Happy Halloween Eve! Its time for another year of my all-time favourite festivity, Tokyos mundane Halloween costume party, where folks dress up as an utterly normal and boring thing
Here are my favourite costumes from the 2019 event this past weekend
— Melissa Martin (@DoubleEmMartin) October 30, 2019
My favorites are the couple that just got into a fight at Disneyland and now have a tense atmosphere between them (the woman’s facial expression is perfect), and person who missed the garbage pick-up. I can only imagine how tiring it would be to be dressed as a person whose job is to make little kids smile for pictures all night. - Finally, A Practical Guide for Roadside Wildflower Viewing. You see, the problem with field guides is that they assume you are on foot and can stop to examine the minute details of each flow.
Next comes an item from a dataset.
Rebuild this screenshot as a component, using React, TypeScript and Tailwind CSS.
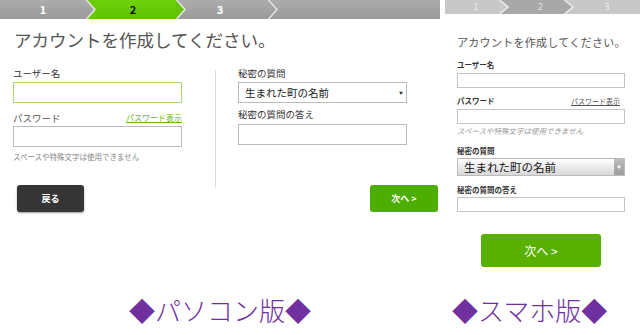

But what if you’re whizzing past at highway speeds? Enter A Field Guide to Roadside Wildflowers At Full Speed.
- An analysis of the Lego City deep space rocket. Serious scientific analysis for a scientific age. The discussion on HN is also wonderful.
- I just spent 25 minutes watching somebody solve a Sudoku puzzle with just two starting squares. It is amazing.
- Never Surrender, the Galaxy Quest documentary is now streaming on Amazon Prime, if that’s your thing.
- How special register groups invaded computer dictionaries for decades.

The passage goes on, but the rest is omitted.